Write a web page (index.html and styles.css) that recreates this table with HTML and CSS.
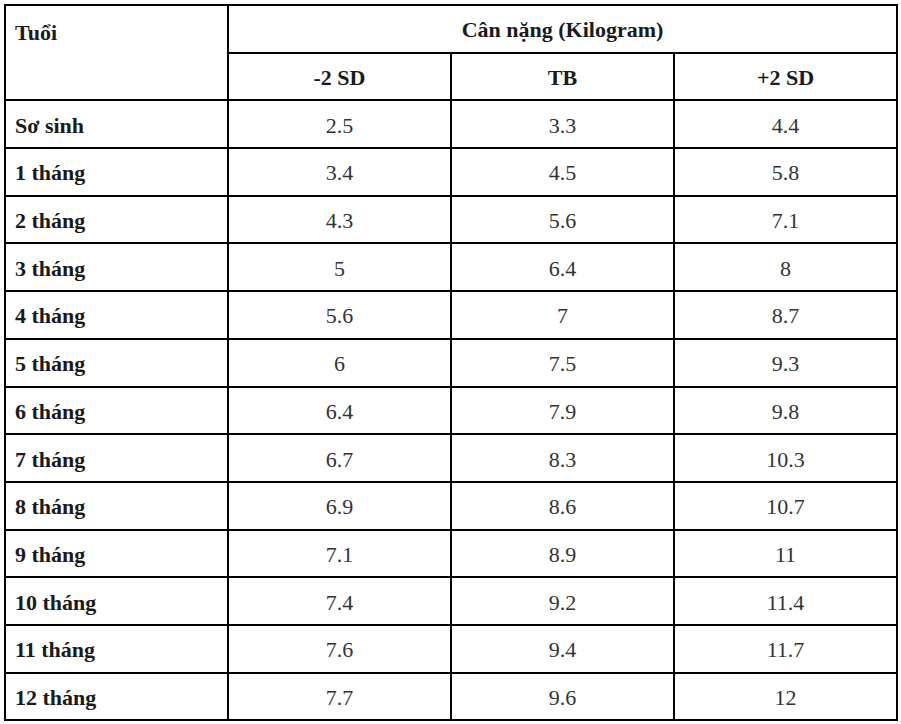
FILE: index.html
```html
<!DOCTYPE html>
<html lang="vi">
<head>
<meta charset="utf-8">
<title>Cân nặng</title>
<link rel="stylesheet" href="styles.css">
</head>
<body>
<table class="weight">
  <colgroup><col class="c"><col class="c"><col class="c"><col class="c"></colgroup>
  <tr>
    <th class="label top" rowspan="2">Tuổi</th>
    <th colspan="3">Cân nặng (Kilogram)</th>
  </tr>
  <tr><th>-2 SD</th><th>TB</th><th>+2 SD</th></tr>
  <tr><th class="label">Sơ sinh</th><td>2.5</td><td>3.3</td><td>4.4</td></tr>
  <tr><th class="label">1 tháng</th><td>3.4</td><td>4.5</td><td>5.8</td></tr>
  <tr><th class="label">2 tháng</th><td>4.3</td><td>5.6</td><td>7.1</td></tr>
  <tr><th class="label">3 tháng</th><td>5</td><td>6.4</td><td>8</td></tr>
  <tr><th class="label">4 tháng</th><td>5.6</td><td>7</td><td>8.7</td></tr>
  <tr><th class="label">5 tháng</th><td>6</td><td>7.5</td><td>9.3</td></tr>
  <tr><th class="label">6 tháng</th><td>6.4</td><td>7.9</td><td>9.8</td></tr>
  <tr><th class="label">7 tháng</th><td>6.7</td><td>8.3</td><td>10.3</td></tr>
  <tr><th class="label">8 tháng</th><td>6.9</td><td>8.6</td><td>10.7</td></tr>
  <tr><th class="label">9 tháng</th><td>7.1</td><td>8.9</td><td>11</td></tr>
  <tr><th class="label">10 tháng</th><td>7.4</td><td>9.2</td><td>11.4</td></tr>
  <tr><th class="label">11 tháng</th><td>7.6</td><td>9.4</td><td>11.7</td></tr>
  <tr><th class="label">12 tháng</th><td>7.7</td><td>9.6</td><td>12</td></tr>
</table>
</body>
</html>
```
FILE: styles.css
```css
html, body {
  margin: 0;
  padding: 0;
  background: #fff;
}
body {
  padding: 4px 0 0 4px;
  font-family: "Liberation Serif", "Times New Roman", serif;
  font-size: 22px;
  color: #333;
}
.weight {
  border-collapse: collapse;
  width: 894px;
  table-layout: fixed;
  font-family: "Liberation Serif", "Times New Roman", serif;
}
.weight .c {
  width: 25%;
}
.weight tr {
  height: 47.7px;
}
.weight th,
.weight td {
  border: 2px solid #000;
  padding: 3px 9px 0;
  text-align: center;
  vertical-align: middle;
  line-height: 24px;
}
.weight th {
  font-weight: bold;
  color: #1a1a1a;
}
.weight td {
  font-weight: normal;
  color: #333;
}
.weight th.label {
  text-align: left;
}
.weight th.top {
  vertical-align: top;
  padding-top: 15px;
}
```
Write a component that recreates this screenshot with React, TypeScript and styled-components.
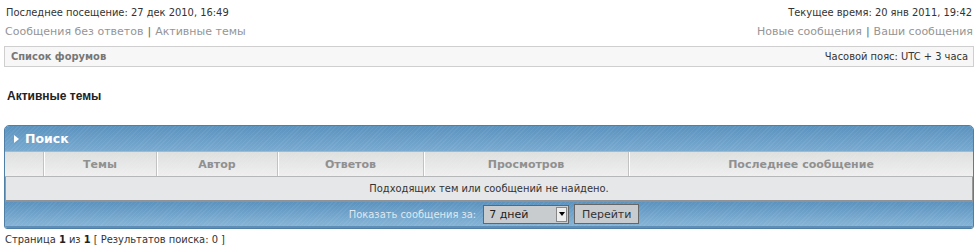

####################

Repeat the data exactly, excluding the pictures.

Write a web page (index.html and styles.css) that recreates this table with HTML and CSS.
FILE: index.html
```html
<!DOCTYPE html>
<html lang="vi">
<head>
<meta charset="utf-8">
<title>Cân nặng</title>
<link rel="stylesheet" href="styles.css">
</head>
<body>
<table class="weight">
  <colgroup><col class="c"><col class="c"><col class="c"><col class="c"></colgroup>
  <tr>
    <th class="label top" rowspan="2">Tuổi</th>
    <th colspan="3">Cân nặng (Kilogram)</th>
  </tr>
  <tr><th>-2 SD</th><th>TB</th><th>+2 SD</th></tr>
  <tr><th class="label">Sơ sinh</th><td>2.5</td><td>3.3</td><td>4.4</td></tr>
  <tr><th class="label">1 tháng</th><td>3.4</td><td>4.5</td><td>5.8</td></tr>
  <tr><th class="label">2 tháng</th><td>4.3</td><td>5.6</td><td>7.1</td></tr>
  <tr><th class="label">3 tháng</th><td>5</td><td>6.4</td><td>8</td></tr>
  <tr><th class="label">4 tháng</th><td>5.6</td><td>7</td><td>8.7</td></tr>
  <tr><th class="label">5 tháng</th><td>6</td><td>7.5</td><td>9.3</td></tr>
  <tr><th class="label">6 tháng</th><td>6.4</td><td>7.9</td><td>9.8</td></tr>
  <tr><th class="label">7 tháng</th><td>6.7</td><td>8.3</td><td>10.3</td></tr>
  <tr><th class="label">8 tháng</th><td>6.9</td><td>8.6</td><td>10.7</td></tr>
  <tr><th class="label">9 tháng</th><td>7.1</td><td>8.9</td><td>11</td></tr>
  <tr><th class="label">10 tháng</th><td>7.4</td><td>9.2</td><td>11.4</td></tr>
  <tr><th class="label">11 tháng</th><td>7.6</td><td>9.4</td><td>11.7</td></tr>
  <tr><th class="label">12 tháng</th><td>7.7</td><td>9.6</td><td>12</td></tr>
</table>
</body>
</html>
```
FILE: styles.css
```css
html, body {
  margin: 0;
  padding: 0;
  background: #fff;
}
body {
  padding: 4px 0 0 4px;
  font-family: "Liberation Serif", "Times New Roman", serif;
  font-size: 22px;
  color: #333;
}
.weight {
  border-collapse: collapse;
  width: 894px;
  table-layout: fixed;
  font-family: "Liberation Serif", "Times New Roman", serif;
}
.weight .c {
  width: 25%;
}
.weight tr {
  height: 47.7px;
}
.weight th,
.weight td {
  border: 2px solid #000;
  padding: 3px 9px 0;
  text-align: center;
  vertical-align: middle;
  line-height: 24px;
}
.weight th {
  font-weight: bold;
  color: #1a1a1a;
}
.weight td {
  font-weight: normal;
  color: #333;
}
.weight th.label {
  text-align: left;
}
.weight th.top {
  vertical-align: top;
  padding-top: 15px;
}
```
Write a component that recreates this screenshot with React, TypeScript and styled-components.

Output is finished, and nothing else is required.